- [Task to complete] Return the lines that follow, exactly as they appear, from the first through the one containing "widgets between sections</p>"; no pictures are to be included.

- [Dataset extract]
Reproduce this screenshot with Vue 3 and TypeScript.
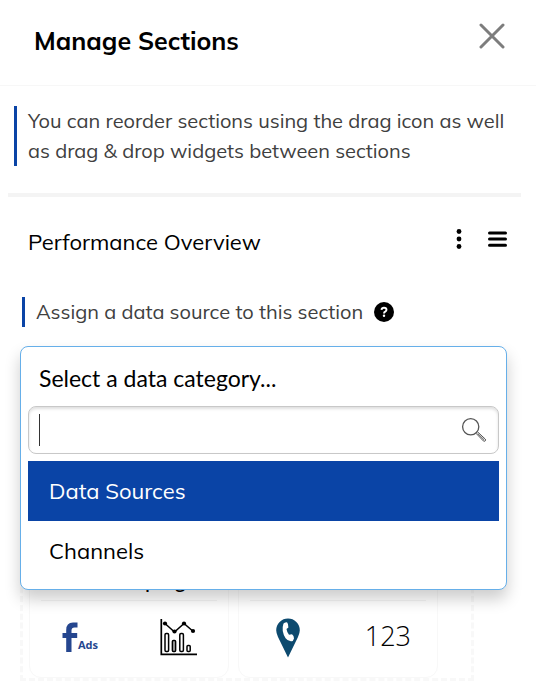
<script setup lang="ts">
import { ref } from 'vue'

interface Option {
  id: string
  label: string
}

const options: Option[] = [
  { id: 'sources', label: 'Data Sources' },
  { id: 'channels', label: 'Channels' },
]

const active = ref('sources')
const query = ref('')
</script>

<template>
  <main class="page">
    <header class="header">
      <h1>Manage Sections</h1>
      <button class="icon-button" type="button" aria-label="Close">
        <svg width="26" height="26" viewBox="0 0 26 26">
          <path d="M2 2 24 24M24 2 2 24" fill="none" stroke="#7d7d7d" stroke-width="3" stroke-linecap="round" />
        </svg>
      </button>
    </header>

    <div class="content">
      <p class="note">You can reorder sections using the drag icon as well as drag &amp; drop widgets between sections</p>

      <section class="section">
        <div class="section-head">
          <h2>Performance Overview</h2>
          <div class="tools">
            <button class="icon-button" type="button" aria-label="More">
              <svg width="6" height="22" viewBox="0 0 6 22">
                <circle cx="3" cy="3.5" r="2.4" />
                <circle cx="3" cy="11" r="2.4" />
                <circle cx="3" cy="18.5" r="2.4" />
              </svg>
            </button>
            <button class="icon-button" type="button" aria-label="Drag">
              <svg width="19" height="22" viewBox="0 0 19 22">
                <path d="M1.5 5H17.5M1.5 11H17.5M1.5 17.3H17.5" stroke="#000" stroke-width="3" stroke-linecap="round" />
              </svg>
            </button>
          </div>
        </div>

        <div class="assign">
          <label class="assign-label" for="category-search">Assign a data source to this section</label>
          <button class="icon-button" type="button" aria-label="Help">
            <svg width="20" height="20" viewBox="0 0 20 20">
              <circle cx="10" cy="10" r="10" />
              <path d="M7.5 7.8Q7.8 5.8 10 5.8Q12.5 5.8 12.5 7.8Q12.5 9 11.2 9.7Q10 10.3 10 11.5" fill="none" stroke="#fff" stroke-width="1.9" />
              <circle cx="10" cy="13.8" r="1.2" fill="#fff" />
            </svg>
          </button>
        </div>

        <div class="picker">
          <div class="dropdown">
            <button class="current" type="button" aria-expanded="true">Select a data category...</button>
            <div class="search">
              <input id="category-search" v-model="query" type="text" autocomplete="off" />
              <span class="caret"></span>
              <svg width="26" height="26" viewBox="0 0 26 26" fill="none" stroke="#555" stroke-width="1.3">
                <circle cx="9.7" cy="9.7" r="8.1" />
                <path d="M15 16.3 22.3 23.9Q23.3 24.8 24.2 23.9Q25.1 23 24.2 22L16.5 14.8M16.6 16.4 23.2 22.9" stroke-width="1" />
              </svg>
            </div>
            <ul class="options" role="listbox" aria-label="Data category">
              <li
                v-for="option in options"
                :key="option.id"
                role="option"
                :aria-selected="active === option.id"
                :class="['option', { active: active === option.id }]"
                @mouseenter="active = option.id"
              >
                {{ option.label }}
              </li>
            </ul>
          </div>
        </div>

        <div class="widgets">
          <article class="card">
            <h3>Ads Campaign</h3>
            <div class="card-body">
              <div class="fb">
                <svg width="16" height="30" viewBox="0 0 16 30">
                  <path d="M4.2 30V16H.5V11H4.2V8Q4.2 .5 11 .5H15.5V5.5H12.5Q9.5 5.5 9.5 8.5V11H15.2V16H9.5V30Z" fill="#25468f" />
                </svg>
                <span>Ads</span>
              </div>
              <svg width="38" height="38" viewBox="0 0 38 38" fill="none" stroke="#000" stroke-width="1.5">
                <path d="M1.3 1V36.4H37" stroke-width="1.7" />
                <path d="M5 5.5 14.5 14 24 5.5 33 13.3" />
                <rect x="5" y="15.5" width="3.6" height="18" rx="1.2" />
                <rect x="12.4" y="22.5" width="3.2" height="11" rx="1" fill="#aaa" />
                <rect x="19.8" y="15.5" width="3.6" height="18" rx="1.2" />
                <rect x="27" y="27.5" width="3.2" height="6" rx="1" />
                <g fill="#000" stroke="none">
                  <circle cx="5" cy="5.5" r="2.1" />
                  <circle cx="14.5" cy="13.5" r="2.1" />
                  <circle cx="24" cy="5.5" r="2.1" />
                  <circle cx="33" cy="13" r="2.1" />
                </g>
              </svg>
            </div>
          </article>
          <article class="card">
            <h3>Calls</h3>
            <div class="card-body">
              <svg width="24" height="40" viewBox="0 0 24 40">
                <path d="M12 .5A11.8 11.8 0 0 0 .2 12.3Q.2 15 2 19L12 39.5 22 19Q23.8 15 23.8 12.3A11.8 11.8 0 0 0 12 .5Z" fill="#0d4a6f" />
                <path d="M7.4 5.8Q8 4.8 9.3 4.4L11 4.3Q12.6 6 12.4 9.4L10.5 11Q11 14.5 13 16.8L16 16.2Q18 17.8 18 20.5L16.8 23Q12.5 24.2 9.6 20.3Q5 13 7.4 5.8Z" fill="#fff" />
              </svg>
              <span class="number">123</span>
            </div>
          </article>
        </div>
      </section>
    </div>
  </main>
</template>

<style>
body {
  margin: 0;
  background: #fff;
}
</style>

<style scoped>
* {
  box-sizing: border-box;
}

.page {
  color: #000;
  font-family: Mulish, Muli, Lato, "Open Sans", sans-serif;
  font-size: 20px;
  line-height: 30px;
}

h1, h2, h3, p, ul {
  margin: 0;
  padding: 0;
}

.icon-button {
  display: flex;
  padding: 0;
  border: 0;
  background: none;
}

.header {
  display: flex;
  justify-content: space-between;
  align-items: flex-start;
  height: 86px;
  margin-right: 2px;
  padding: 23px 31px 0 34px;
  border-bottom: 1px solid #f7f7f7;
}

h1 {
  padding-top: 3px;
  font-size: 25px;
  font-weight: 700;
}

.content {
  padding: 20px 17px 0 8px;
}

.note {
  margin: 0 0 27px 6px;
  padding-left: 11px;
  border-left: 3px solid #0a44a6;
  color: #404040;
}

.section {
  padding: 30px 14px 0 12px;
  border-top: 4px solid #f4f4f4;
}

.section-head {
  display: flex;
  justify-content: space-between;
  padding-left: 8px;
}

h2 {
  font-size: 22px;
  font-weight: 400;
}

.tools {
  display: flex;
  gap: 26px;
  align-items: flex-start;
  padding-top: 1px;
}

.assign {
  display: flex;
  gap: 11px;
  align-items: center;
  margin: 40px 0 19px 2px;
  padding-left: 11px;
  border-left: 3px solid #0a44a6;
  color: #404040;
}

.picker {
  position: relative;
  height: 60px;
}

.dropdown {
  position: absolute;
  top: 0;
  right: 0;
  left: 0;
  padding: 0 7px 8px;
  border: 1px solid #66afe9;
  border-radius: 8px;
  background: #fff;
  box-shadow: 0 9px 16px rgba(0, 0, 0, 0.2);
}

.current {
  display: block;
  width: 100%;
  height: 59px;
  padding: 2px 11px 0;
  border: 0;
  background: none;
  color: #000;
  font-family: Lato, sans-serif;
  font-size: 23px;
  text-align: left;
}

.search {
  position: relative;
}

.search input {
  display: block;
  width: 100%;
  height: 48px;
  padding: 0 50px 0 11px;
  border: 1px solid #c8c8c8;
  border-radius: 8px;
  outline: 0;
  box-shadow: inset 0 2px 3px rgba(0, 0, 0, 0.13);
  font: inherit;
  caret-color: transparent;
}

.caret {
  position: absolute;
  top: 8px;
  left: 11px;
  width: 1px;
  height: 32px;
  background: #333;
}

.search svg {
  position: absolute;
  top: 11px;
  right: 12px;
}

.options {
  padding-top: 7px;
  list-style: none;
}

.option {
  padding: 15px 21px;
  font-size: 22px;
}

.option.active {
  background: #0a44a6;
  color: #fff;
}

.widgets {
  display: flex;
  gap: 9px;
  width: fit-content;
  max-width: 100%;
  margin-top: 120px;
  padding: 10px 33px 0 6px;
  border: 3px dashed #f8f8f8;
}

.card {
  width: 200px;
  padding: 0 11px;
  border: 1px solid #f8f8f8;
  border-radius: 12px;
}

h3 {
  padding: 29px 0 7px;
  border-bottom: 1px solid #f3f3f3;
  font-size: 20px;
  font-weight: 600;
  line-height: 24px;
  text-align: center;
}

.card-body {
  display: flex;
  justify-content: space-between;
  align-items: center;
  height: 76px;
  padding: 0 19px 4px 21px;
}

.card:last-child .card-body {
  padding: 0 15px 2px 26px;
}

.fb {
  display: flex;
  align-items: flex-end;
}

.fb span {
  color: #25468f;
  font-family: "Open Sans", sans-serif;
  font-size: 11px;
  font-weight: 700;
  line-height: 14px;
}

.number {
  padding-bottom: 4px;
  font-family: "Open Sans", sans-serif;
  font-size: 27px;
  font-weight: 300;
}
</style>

- [Answer]
Reproduce this screenshot with Vue 3 and TypeScript.
<script setup lang="ts">
import { ref } from 'vue'

interface Option {
  id: string
  label: string
}

const options: Option[] = [
  { id: 'sources', label: 'Data Sources' },
  { id: 'channels', label: 'Channels' },
]

const active = ref('sources')
const query = ref('')
</script>

<template>
  <main class="page">
    <header class="header">
      <h1>Manage Sections</h1>
      <button class="icon-button" type="button" aria-label="Close">
        <svg width="26" height="26" viewBox="0 0 26 26">
          <path d="M2 2 24 24M24 2 2 24" fill="none" stroke="#7d7d7d" stroke-width="3" stroke-linecap="round" />
        </svg>
      </button>
    </header>

    <div class="content">
      <p class="note">You can reorder sections using the drag icon as well as drag &amp; drop widgets between sections</p>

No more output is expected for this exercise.